DATASET EXTRACT »
□ □ □

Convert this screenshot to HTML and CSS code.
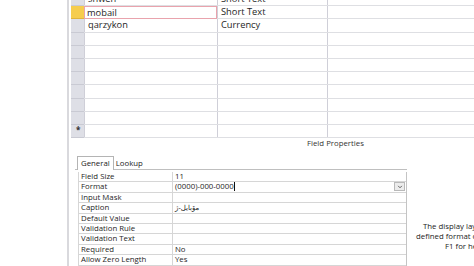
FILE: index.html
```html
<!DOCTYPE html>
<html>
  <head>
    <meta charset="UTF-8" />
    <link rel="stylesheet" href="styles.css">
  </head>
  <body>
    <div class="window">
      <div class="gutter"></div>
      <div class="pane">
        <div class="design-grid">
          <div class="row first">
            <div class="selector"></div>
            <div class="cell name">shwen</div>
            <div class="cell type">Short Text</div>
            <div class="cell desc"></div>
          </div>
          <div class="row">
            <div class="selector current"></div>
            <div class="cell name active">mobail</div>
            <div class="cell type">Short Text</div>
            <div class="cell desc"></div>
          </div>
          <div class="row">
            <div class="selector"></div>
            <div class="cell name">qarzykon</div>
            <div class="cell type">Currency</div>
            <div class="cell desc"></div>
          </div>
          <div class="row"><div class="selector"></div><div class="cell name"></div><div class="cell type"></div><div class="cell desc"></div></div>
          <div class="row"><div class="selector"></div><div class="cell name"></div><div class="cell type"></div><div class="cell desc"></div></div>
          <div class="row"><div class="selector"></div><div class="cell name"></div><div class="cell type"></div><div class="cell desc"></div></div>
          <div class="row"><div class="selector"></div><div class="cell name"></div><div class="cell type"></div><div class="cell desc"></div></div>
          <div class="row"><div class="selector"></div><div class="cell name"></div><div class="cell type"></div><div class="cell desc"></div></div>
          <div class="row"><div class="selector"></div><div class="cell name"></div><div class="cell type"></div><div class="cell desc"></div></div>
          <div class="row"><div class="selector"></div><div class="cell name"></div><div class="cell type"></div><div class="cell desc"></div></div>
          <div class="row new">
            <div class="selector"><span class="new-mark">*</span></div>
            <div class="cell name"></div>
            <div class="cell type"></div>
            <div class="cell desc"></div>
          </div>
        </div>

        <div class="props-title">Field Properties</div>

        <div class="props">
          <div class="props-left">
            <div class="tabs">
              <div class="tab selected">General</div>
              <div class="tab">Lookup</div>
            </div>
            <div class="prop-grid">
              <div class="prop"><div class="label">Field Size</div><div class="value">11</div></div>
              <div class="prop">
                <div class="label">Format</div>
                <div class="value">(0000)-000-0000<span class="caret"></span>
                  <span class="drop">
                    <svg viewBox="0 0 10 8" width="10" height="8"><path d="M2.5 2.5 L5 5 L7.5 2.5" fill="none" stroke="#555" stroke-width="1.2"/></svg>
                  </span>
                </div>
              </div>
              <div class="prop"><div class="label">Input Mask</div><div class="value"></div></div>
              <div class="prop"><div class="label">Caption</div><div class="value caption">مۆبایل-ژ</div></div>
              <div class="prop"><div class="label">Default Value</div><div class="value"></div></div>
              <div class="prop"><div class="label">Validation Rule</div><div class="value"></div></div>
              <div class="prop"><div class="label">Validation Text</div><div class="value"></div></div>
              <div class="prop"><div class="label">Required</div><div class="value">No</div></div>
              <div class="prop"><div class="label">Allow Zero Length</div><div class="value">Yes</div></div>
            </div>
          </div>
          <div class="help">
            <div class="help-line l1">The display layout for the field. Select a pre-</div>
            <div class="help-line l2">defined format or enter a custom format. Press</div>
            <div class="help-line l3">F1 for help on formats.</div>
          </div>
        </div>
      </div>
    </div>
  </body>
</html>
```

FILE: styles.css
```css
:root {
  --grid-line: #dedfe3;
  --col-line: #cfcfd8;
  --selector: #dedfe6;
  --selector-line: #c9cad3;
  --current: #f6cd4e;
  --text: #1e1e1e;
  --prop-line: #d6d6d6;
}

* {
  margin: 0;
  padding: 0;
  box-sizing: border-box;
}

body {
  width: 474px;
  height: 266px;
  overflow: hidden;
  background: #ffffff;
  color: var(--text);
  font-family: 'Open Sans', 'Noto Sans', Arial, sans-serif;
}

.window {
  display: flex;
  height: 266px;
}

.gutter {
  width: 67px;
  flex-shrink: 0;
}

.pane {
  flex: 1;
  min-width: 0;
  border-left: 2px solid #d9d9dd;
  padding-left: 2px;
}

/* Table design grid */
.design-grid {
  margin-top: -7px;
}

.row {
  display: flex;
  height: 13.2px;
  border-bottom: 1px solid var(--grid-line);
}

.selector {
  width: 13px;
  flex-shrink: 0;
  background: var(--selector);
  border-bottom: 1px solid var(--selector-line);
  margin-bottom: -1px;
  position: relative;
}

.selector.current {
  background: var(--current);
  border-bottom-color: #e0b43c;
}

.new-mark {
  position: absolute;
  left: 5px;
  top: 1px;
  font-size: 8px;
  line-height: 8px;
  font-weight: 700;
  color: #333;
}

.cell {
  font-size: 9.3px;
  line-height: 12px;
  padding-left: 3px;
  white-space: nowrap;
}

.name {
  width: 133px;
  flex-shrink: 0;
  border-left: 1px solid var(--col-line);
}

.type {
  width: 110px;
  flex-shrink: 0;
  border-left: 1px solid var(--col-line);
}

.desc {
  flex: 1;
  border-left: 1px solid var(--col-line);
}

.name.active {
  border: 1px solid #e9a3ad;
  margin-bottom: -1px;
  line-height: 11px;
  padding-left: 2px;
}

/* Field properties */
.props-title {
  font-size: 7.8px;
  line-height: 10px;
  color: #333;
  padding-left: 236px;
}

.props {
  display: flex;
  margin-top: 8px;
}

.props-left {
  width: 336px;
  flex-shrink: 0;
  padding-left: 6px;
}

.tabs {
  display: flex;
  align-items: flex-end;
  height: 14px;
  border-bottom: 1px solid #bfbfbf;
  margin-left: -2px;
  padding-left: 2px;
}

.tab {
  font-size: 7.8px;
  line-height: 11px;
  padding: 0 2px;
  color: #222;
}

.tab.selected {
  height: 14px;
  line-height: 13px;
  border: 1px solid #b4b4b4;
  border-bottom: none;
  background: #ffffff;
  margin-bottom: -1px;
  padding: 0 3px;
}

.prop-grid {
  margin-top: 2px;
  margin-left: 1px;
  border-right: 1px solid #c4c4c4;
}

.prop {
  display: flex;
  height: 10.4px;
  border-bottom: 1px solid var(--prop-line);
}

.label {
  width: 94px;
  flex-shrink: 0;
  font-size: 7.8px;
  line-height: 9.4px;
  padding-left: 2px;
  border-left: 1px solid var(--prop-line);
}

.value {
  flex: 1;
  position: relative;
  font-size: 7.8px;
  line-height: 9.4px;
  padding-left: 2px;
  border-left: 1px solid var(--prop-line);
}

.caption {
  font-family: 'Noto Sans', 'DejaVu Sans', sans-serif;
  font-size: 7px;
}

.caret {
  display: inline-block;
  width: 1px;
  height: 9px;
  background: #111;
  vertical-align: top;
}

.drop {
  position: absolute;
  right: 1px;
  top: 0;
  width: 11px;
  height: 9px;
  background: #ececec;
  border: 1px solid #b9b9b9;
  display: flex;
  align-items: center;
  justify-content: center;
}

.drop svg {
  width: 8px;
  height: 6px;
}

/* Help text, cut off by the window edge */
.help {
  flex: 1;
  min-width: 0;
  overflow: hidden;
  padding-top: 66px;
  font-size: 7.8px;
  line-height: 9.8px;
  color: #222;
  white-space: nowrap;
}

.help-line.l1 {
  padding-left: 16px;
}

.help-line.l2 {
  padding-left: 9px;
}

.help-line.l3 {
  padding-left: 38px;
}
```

□ □ □

GIVEN INSTRUCTION » Transcribe all the data word for word; the images stay out.

RESPONSE TO THE TASK »
Convert this screenshot to HTML and CSS code.
FILE: index.html
```html
<!DOCTYPE html>
<html>
  <head>
    <meta charset="UTF-8" />
    <link rel="stylesheet" href="styles.css">
  </head>
  <body>
    <div class="window">
      <div class="gutter"></div>
      <div class="pane">
        <div class="design-grid">
          <div class="row first">
            <div class="selector"></div>
            <div class="cell name">shwen</div>
            <div class="cell type">Short Text</div>
            <div class="cell desc"></div>
          </div>
          <div class="row">
            <div class="selector current"></div>
            <div class="cell name active">mobail</div>
            <div class="cell type">Short Text</div>
            <div class="cell desc"></div>
          </div>
          <div class="row">
            <div class="selector"></div>
            <div class="cell name">qarzykon</div>
            <div class="cell type">Currency</div>
            <div class="cell desc"></div>
          </div>
          <div class="row"><div class="selector"></div><div class="cell name"></div><div class="cell type"></div><div class="cell desc"></div></div>
          <div class="row"><div class="selector"></div><div class="cell name"></div><div class="cell type"></div><div class="cell desc"></div></div>
          <div class="row"><div class="selector"></div><div class="cell name"></div><div class="cell type"></div><div class="cell desc"></div></div>
          <div class="row"><div class="selector"></div><div class="cell name"></div><div class="cell type"></div><div class="cell desc"></div></div>
          <div class="row"><div class="selector"></div><div class="cell name"></div><div class="cell type"></div><div class="cell desc"></div></div>
          <div class="row"><div class="selector"></div><div class="cell name"></div><div class="cell type"></div><div class="cell desc"></div></div>
          <div class="row"><div class="selector"></div><div class="cell name"></div><div class="cell type"></div><div class="cell desc"></div></div>
          <div class="row new">
            <div class="selector"><span class="new-mark">*</span></div>
            <div class="cell name"></div>
            <div class="cell type"></div>
            <div class="cell desc"></div>
          </div>
        </div>

        <div class="props-title">Field Properties</div>

        <div class="props">
          <div class="props-left">
            <div class="tabs">
              <div class="tab selected">General</div>
              <div class="tab">Lookup</div>
            </div>
            <div class="prop-grid">
              <div class="prop"><div class="label">Field Size</div><div class="value">11</div></div>
              <div class="prop">
                <div class="label">Format</div>
                <div class="value">(0000)-000-0000<span class="caret"></span>
                  <span class="drop">
                    <svg viewBox="0 0 10 8" width="10" height="8"><path d="M2.5 2.5 L5 5 L7.5 2.5" fill="none" stroke="#555" stroke-width="1.2"/></svg>
                  </span>
                </div>
              </div>
              <div class="prop"><div class="label">Input Mask</div><div class="value"></div></div>
              <div class="prop"><div class="label">Caption</div><div class="value caption">مۆبایل-ژ</div></div>
              <div class="prop"><div class="label">Default Value</div><div class="value"></div></div>
              <div class="prop"><div class="label">Validation Rule</div><div class="value"></div></div>
              <div class="prop"><div class="label">Validation Text</div><div class="value"></div></div>
              <div class="prop"><div class="label">Required</div><div class="value">No</div></div>
              <div class="prop"><div class="label">Allow Zero Length</div><div class="value">Yes</div></div>
            </div>
          </div>
          <div class="help">
            <div class="help-line l1">The display layout for the field. Select a pre-</div>
            <div class="help-line l2">defined format or enter a custom format. Press</div>
            <div class="help-line l3">F1 for help on formats.</div>
          </div>
        </div>
      </div>
    </div>
  </body>
</html>
```

FILE: styles.css
```css
:root {
  --grid-line: #dedfe3;
  --col-line: #cfcfd8;
  --selector: #dedfe6;
  --selector-line: #c9cad3;
  --current: #f6cd4e;
  --text: #1e1e1e;
  --prop-line: #d6d6d6;
}

* {
  margin: 0;
  padding: 0;
  box-sizing: border-box;
}

body {
  width: 474px;
  height: 266px;
  overflow: hidden;
  background: #ffffff;
  color: var(--text);
  font-family: 'Open Sans', 'Noto Sans', Arial, sans-serif;
}

.window {
  display: flex;
  height: 266px;
}

.gutter {
  width: 67px;
  flex-shrink: 0;
}

.pane {
  flex: 1;
  min-width: 0;
  border-left: 2px solid #d9d9dd;
  padding-left: 2px;
}

/* Table design grid */
.design-grid {
  margin-top: -7px;
}

.row {
  display: flex;
  height: 13.2px;
  border-bottom: 1px solid var(--grid-line);
}

.selector {
  width: 13px;
  flex-shrink: 0;
  background: var(--selector);
  border-bottom: 1px solid var(--selector-line);
  margin-bottom: -1px;
  position: relative;
}

.selector.current {
  background: var(--current);
  border-bottom-color: #e0b43c;
}

.new-mark {
  position: absolute;
  left: 5px;
  top: 1px;
  font-size: 8px;
  line-height: 8px;
  font-weight: 700;
  color: #333;
}

.cell {
  font-size: 9.3px;
  line-height: 12px;
  padding-left: 3px;
  white-space: nowrap;
}

.name {
  width: 133px;
  flex-shrink: 0;
  border-left: 1px solid var(--col-line);
}

.type {
  width: 110px;
  flex-shrink: 0;
  border-left: 1px solid var(--col-line);
}

.desc {
  flex: 1;
  border-left: 1px solid var(--col-line);
}

.name.active {
  border: 1px solid #e9a3ad;
  margin-bottom: -1px;
  line-height: 11px;
  padding-left: 2px;
}

/* Field properties */
.props-title {
  font-size: 7.8px;
  line-height: 10px;
  color: #333;
  padding-left: 236px;
}

.props {
  display: flex;
  margin-top: 8px;
}

.props-left {
  width: 336px;
  flex-shrink: 0;
  padding-left: 6px;
}

.tabs {
  display: flex;
  align-items: flex-end;
  height: 14px;
  border-bottom: 1px solid #bfbfbf;
  margin-left: -2px;
  padding-left: 2px;
}

.tab {
  font-size: 7.8px;
  line-height: 11px;
  padding: 0 2px;
  color: #222;
}

.tab.selected {
  height: 14px;
  line-height: 13px;
  border: 1px solid #b4b4b4;
  border-bottom: none;
  background: #ffffff;
  margin-bottom: -1px;
  padding: 0 3px;
}

.prop-grid {
  margin-top: 2px;
  margin-left: 1px;
  border-right: 1px solid #c4c4c4;
}

.prop {
  display: flex;
  height: 10.4px;
  border-bottom: 1px solid var(--prop-line);
}

.label {
  width: 94px;
  flex-shrink: 0;
  font-size: 7.8px;
  line-height: 9.4px;
  padding-left: 2px;
  border-left: 1px solid var(--prop-line);
}

.value {
  flex: 1;
  position: relative;
  font-size: 7.8px;
  line-height: 9.4px;
  padding-left: 2px;
  border-left: 1px solid var(--prop-line);
}

.caption {
  font-family: 'Noto Sans', 'DejaVu Sans', sans-serif;
  font-size: 7px;
}

.caret {
  display: inline-block;
  width: 1px;
  height: 9px;
  background: #111;
  vertical-align: top;
}

.drop {
  position: absolute;
  right: 1px;
  top: 0;
  width: 11px;
  height: 9px;
  background: #ececec;
  border: 1px solid #b9b9b9;
  display: flex;
  align-items: center;
  justify-content: center;
}

.drop svg {
  width: 8px;
  height: 6px;
}

/* Help text, cut off by the window edge */
.help {
  flex: 1;
  min-width: 0;
  overflow: hidden;
  padding-top: 66px;
  font-size: 7.8px;
  line-height: 9.8px;
  color: #222;
  white-space: nowrap;
}

.help-line.l1 {
  padding-left: 16px;
}

.help-line.l2 {
  padding-left: 9px;
}

.help-line.l3 {
  padding-left: 38px;
}
```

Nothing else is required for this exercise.